Russia's stated goal is to create a buffer zone along the international border to protect Kursk Oblast from future Ukrainian cross-border raids, following Ukraine's 2024 Kursk incursion. ISW and Ukrainian intelligence both confirm this objective. Russian forces have been pushing south and southwest from the border since February 2025.
How much of Sumy Oblast does Russia control?
Russia has seized a strip of northern border settlements since February 2025. ISW confirmed Russian control of roughly 43.6 sq km as of April 2025; Russian claims of 70 sq km at the same date were unverified. The city of Sumy itself, home to roughly 250,000 people, remains under Ukrainian control.

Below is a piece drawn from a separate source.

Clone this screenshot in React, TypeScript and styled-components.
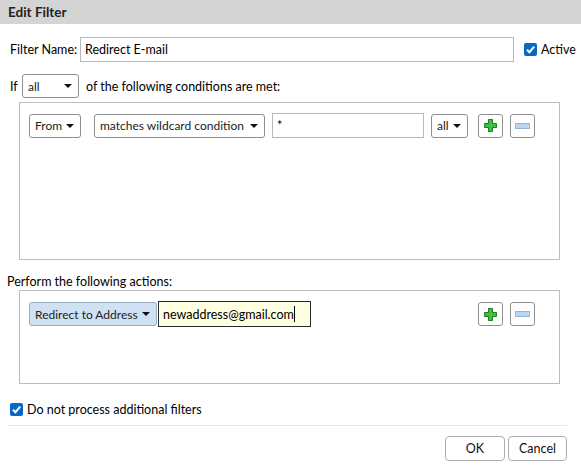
import React from 'react';
import styled, { createGlobalStyle } from 'styled-components';

const GlobalStyle = createGlobalStyle`
    html, body {
        margin: 0;
        padding: 0;
        background: #ffffff;
    }
    body {
        font-family: Lato, 'Noto Sans', sans-serif;
        font-size: 12.5px;
        color: #000000;
    }
`;

const Dialog = styled.div`
    width: 581px;
    height: 473px;
    background: #ffffff;
    display: flex;
    flex-direction: column;
    overflow: hidden;
`;

const TitleBar = styled.div`
    height: 24px;
    line-height: 24px;
    padding-left: 8px;
    background: #d4d4d4;
    font-weight: 700;
    font-size: 13.5px;
    color: #222222;
`;

const Body = styled.div`
    display: flex;
    flex-direction: column;
`;

interface IRowProps {
    top: number;
    left: number;
}

const Row = styled.div<IRowProps>`
    display: flex;
    align-items: center;
    margin-top: ${(p) => p.top}px;
    padding-left: ${(p) => p.left}px;
`;

const Label = styled.span<{ width?: number }>`
    white-space: nowrap;
    flex-shrink: 0;
    ${(p) => (p.width ? `width: ${p.width}px;` : '')}
`;

const TextBox = styled.div<{ width: number; height?: number }>`
    box-sizing: border-box;
    flex-shrink: 0;
    width: ${(p) => p.width}px;
    height: ${(p) => p.height ?? 25}px;
    border: 1px solid #b9b9b9;
    background: #ffffff;
    display: flex;
    align-items: center;
    padding-left: 4px;
`;

const EditBox = styled(TextBox)`
    background: #ffffe1;
    border: 1px solid #2a2a2a;
`;

const Caret = styled.span`
    display: inline-block;
    width: 1px;
    height: 16px;
    background: #000000;
`;

interface ISelectProps {
    width: number;
    highlight?: boolean;
}

const Select = styled.div<ISelectProps>`
    box-sizing: border-box;
    flex-shrink: 0;
    width: ${(p) => p.width}px;
    height: 24px;
    border: 1px solid ${(p) => (p.highlight ? '#9aabbd' : '#8f8f8f')};
    border-radius: 3px;
    background: ${(p) => (p.highlight ? '#cfe1f2' : '#ffffff')};
    display: flex;
    align-items: center;
    justify-content: space-between;
    padding: 0 6px 0 5px;
    white-space: nowrap;
    font-size: 12px;
    color: #222222;
`;

const Arrow = styled.span`
    width: 0;
    height: 0;
    border-left: 4px solid transparent;
    border-right: 4px solid transparent;
    border-top: 4px solid #111111;
`;

const Box = styled.div<{ height: number }>`
    box-sizing: border-box;
    margin-left: 19px;
    width: 541px;
    height: ${(p) => p.height}px;
    border: 1px solid #bdbdbd;
    padding: 10px 9px;
`;

const BoxRow = styled.div`
    display: flex;
    align-items: center;
`;

const Spacer = styled.div<{ w: number }>`
    width: ${(p) => p.w}px;
    flex-shrink: 0;
`;

const Grow = styled.div`
    flex-grow: 1;
`;

const IconButton = styled.div`
    box-sizing: border-box;
    flex-shrink: 0;
    width: 25px;
    height: 24px;
    border: 1px solid #8f8f8f;
    border-radius: 3px;
    background: #ffffff;
    display: flex;
    align-items: center;
    justify-content: center;
`;

const Check = styled.span`
    box-sizing: border-box;
    flex-shrink: 0;
    width: 13px;
    height: 13px;
    border-radius: 2px;
    background: #0a67c3;
    display: inline-flex;
    align-items: center;
    justify-content: center;
    margin-right: 4px;
`;

const Separator = styled.div`
    margin: 8px 0 0 8px;
    width: 559px;
    height: 1px;
    background: #e6e6e6;
`;

const Footer = styled.div`
    display: flex;
    justify-content: flex-end;
    gap: 3px;
    margin-top: 10px;
    padding-right: 14px;
`;

const Button = styled.div<{ width: number }>`
    box-sizing: border-box;
    width: ${(p) => p.width}px;
    height: 25px;
    border: 1px solid #adadad;
    border-radius: 4px;
    display: flex;
    align-items: center;
    justify-content: center;
    color: #111111;
`;

const CheckBox: React.FC = () => (
    <Check>
        <svg width="11" height="11" viewBox="0 0 11 11">
            <path d="M2 5.8 L4.4 8.2 L9.2 2.6" fill="none" stroke="#ffffff" strokeWidth="2" />
        </svg>
    </Check>
);

const PlusIcon: React.FC = () => (
    <svg width="15" height="15" viewBox="0 0 15 15">
        <path
            d="M5.5 1.5 H9.5 V5.5 H13.5 V9.5 H9.5 V13.5 H5.5 V9.5 H1.5 V5.5 H5.5 Z"
            fill="#3fbf3f"
            stroke="#1d7f1d"
            strokeWidth="1"
        />
    </svg>
);

const MinusIcon: React.FC = () => (
    <svg width="15" height="6" viewBox="0 0 15 6">
        <rect x="0.5" y="0.5" width="14" height="5" fill="#bcd6f2" stroke="#94b6dc" strokeWidth="1" />
    </svg>
);

const App: React.FC = () => {
    return (
        <>
            <GlobalStyle />
            <Dialog>
                <TitleBar>Edit Filter</TitleBar>
                <Body>
                    <Row top={13} left={10}>
                        <Label width={70}>Filter Name:</Label>
                        <TextBox width={434}>Redirect E-mail</TextBox>
                        <Spacer w={10} />
                        <CheckBox />
                        <Label>Active</Label>
                    </Row>
                    <Row top={12} left={10}>
                        <Label width={12}>If</Label>
                        <Select width={57}>
                            all <Arrow />
                        </Select>
                        <Spacer w={7} />
                        <Label>of the following conditions are met:</Label>
                    </Row>
                    <Row top={4} left={0}>
                        <Box height={158}>
                            <BoxRow>
                                <Select width={52}>
                                    From <Arrow />
                                </Select>
                                <Spacer w={13} />
                                <Select width={171}>
                                    matches wildcard condition <Arrow />
                                </Select>
                                <Spacer w={7} />
                                <TextBox width={152}>*</TextBox>
                                <Spacer w={7} />
                                <Select width={37}>
                                    all <Arrow />
                                </Select>
                                <Spacer w={10} />
                                <IconButton>
                                    <PlusIcon />
                                </IconButton>
                                <Spacer w={7} />
                                <IconButton>
                                    <MinusIcon />
                                </IconButton>
                            </BoxRow>
                        </Box>
                    </Row>
                    <Row top={14} left={7}>
                        <Label>Perform the following actions:</Label>
                    </Row>
                    <Row top={1} left={0}>
                        <Box height={94}>
                            <BoxRow>
                                <Select width={128} highlight>
                                    Redirect to Address <Arrow />
                                </Select>
                                <Spacer w={1} />
                                <EditBox width={153} height={26}>
                                    newaddress@gmail.com
                                    <Caret />
                                </EditBox>
                                <Grow />
                                <IconButton>
                                    <PlusIcon />
                                </IconButton>
                                <Spacer w={7} />
                                <IconButton>
                                    <MinusIcon />
                                </IconButton>
                                <Spacer w={15} />
                            </BoxRow>
                        </Box>
                    </Row>
                    <Row top={18} left={10}>
                        <CheckBox />
                        <Label>Do not process additional filters</Label>
                    </Row>
                    <Separator />
                    <Footer>
                        <Button width={60}>OK</Button>
                        <Button width={59}>Cancel</Button>
                    </Footer>
                </Body>
            </Dialog>
        </>
    );
};

export default App;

What happens if Russia captures Krasnopolye in Sumy Oblast?
Russian military bloggers assess that control of Krasnopolye — a former district centre less than 1 km from current Russian-claimed positions — would begin the encirclement of Sumy city from the south. Ukraine has not confirmed Russian forces are that close, and ISW assessed as of late 2025 that a frontline collapse was not imminent.